Goal of the exercise:
From the listing below, output the lines between the one with "Convert this screenshot" and the one with "export default App;", including those two, and nothing else. Pictures are not copied.

Rows:

══════

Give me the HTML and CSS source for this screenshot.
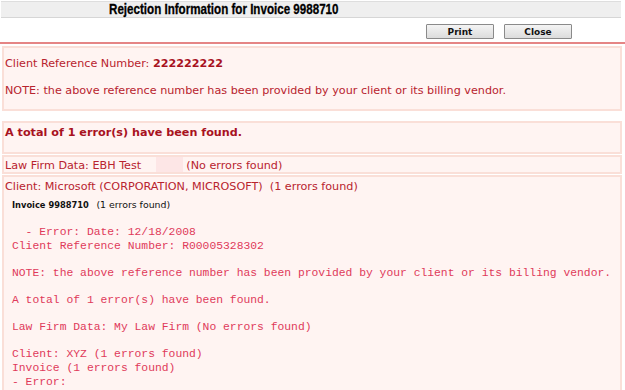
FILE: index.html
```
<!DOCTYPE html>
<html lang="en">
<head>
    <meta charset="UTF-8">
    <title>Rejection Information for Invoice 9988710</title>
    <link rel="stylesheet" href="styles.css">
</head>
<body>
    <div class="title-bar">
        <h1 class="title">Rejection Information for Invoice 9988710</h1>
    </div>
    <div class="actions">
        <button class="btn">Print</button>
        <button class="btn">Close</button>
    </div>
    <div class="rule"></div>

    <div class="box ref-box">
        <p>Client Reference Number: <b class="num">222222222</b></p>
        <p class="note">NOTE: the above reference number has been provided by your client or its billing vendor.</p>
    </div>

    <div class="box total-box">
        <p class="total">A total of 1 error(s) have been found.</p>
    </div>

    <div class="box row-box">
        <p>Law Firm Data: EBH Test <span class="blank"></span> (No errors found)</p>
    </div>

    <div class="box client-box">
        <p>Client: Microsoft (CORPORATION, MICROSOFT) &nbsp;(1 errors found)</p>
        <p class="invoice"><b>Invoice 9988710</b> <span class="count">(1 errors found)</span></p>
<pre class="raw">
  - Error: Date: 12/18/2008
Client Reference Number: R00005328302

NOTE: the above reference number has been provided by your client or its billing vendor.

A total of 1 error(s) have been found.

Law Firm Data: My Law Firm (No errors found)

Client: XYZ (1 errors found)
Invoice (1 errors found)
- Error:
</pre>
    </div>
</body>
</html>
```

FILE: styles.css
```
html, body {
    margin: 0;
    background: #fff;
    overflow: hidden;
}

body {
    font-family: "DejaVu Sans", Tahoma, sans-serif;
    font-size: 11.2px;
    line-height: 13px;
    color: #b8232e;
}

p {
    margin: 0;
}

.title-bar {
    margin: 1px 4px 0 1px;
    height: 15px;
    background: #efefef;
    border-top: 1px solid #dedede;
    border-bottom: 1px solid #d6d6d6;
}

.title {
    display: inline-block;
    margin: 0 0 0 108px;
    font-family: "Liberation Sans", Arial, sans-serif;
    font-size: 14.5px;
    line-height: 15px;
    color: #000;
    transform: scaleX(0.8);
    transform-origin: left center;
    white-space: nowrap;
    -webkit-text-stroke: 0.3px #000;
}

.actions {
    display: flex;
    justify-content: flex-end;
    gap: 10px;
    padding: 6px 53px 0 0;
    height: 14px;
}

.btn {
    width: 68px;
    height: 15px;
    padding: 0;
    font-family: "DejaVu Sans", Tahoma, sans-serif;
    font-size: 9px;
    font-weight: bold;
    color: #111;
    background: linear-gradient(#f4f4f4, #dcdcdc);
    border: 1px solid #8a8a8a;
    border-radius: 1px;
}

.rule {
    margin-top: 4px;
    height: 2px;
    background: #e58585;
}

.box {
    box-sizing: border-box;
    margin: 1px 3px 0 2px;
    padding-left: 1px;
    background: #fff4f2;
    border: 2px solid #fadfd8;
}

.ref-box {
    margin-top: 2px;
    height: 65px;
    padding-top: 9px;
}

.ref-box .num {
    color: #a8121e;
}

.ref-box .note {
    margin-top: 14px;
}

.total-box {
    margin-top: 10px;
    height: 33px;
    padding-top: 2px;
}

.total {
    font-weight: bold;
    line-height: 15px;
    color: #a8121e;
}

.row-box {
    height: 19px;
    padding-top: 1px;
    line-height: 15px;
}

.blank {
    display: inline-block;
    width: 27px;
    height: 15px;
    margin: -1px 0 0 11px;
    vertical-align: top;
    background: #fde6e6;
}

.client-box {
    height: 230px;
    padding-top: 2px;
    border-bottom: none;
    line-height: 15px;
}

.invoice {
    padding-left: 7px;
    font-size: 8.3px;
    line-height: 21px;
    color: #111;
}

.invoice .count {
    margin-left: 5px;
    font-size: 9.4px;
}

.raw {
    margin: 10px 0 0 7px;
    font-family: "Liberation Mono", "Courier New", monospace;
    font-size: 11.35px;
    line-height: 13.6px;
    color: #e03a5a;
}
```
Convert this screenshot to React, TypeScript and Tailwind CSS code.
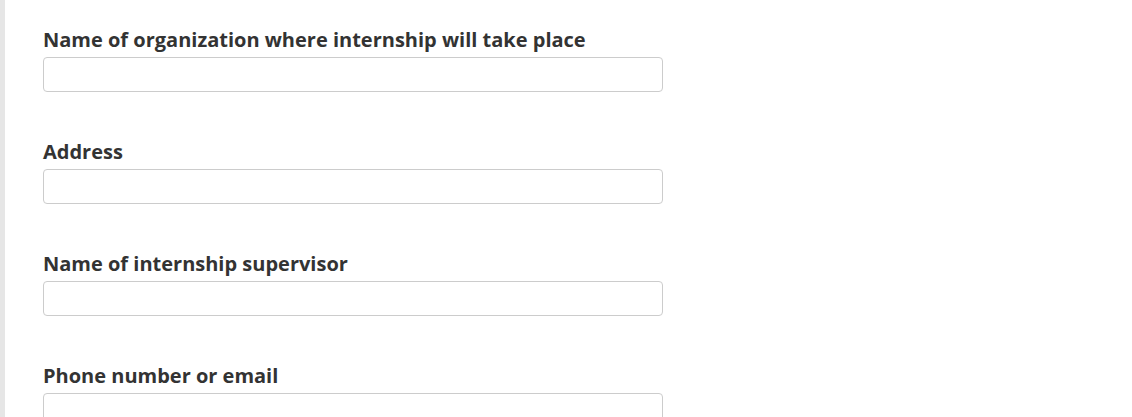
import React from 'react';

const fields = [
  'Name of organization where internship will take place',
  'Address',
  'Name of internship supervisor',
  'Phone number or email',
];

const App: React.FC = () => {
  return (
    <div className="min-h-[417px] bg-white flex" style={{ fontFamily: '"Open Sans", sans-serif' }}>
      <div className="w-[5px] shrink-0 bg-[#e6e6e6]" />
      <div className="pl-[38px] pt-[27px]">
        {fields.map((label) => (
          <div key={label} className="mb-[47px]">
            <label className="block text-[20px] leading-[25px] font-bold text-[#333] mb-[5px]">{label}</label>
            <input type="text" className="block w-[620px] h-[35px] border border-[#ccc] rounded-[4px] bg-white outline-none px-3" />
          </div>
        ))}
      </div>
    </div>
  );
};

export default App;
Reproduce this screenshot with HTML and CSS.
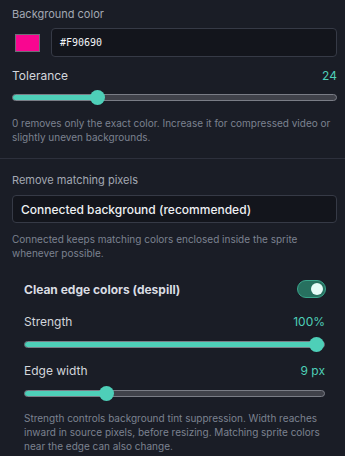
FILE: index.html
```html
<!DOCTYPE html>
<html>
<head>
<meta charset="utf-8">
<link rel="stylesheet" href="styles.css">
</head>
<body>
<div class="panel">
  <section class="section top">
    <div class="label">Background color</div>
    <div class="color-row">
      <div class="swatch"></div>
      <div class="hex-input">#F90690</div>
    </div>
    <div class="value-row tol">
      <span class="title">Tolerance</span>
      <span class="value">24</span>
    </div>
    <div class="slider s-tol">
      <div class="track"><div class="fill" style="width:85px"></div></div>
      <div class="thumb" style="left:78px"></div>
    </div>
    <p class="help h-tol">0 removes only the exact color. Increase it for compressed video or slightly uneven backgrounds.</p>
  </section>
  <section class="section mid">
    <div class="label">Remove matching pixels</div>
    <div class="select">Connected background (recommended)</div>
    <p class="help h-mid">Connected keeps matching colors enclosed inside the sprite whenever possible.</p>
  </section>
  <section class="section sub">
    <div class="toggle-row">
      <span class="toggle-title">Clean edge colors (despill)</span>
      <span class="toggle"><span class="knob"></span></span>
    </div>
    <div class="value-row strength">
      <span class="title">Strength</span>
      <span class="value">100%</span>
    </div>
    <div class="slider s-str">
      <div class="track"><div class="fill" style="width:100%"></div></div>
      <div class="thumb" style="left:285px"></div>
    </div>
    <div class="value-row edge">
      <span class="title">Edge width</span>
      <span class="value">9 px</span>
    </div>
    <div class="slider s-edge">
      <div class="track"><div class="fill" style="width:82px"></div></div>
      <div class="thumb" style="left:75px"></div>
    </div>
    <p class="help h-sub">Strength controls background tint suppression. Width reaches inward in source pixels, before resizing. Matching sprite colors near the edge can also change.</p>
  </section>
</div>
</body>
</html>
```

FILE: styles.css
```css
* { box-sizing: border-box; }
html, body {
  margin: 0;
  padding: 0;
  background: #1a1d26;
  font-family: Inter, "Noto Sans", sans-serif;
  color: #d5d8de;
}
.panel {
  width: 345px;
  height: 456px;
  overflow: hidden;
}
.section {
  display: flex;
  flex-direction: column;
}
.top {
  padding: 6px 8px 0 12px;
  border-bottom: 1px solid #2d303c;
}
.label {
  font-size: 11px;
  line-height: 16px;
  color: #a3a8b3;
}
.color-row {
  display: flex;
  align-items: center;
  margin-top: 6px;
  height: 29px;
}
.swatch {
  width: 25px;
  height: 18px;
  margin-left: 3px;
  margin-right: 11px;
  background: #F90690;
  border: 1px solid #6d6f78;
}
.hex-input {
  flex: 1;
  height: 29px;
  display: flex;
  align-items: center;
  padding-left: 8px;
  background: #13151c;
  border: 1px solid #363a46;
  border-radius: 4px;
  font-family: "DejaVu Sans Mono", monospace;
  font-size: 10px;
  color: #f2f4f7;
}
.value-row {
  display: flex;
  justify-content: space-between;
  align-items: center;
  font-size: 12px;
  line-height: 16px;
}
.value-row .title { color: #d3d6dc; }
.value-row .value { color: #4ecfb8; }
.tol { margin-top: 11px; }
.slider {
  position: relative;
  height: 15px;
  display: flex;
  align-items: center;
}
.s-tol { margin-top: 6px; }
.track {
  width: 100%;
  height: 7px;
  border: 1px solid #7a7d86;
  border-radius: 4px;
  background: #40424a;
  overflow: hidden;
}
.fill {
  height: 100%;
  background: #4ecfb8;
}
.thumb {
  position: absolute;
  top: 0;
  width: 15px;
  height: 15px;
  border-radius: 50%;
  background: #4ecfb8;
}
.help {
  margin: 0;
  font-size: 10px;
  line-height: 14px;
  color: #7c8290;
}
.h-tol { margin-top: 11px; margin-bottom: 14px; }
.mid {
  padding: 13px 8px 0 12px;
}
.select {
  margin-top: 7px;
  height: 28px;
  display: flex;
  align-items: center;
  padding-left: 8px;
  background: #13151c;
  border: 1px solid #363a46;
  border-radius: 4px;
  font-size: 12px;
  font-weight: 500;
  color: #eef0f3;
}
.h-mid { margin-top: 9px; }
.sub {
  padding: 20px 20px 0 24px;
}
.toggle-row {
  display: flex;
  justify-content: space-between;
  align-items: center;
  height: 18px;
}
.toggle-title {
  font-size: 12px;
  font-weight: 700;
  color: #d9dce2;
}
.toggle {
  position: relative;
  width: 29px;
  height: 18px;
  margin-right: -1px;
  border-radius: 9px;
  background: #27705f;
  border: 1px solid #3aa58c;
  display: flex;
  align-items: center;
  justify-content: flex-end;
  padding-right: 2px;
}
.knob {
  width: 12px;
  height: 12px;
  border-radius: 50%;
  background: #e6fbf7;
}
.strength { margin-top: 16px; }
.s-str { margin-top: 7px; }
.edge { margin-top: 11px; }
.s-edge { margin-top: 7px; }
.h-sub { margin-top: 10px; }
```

══════

Solution:
Convert this screenshot to React, TypeScript and Tailwind CSS code.
import React from 'react';

const fields = [
  'Name of organization where internship will take place',
  'Address',
  'Name of internship supervisor',
  'Phone number or email',
];

const App: React.FC = () => {
  return (
    <div className="min-h-[417px] bg-white flex" style={{ fontFamily: '"Open Sans", sans-serif' }}>
      <div className="w-[5px] shrink-0 bg-[#e6e6e6]" />
      <div className="pl-[38px] pt-[27px]">
        {fields.map((label) => (
          <div key={label} className="mb-[47px]">
            <label className="block text-[20px] leading-[25px] font-bold text-[#333] mb-[5px]">{label}</label>
            <input type="text" className="block w-[620px] h-[35px] border border-[#ccc] rounded-[4px] bg-white outline-none px-3" />
          </div>
        ))}
      </div>
    </div>
  );
};

export default App;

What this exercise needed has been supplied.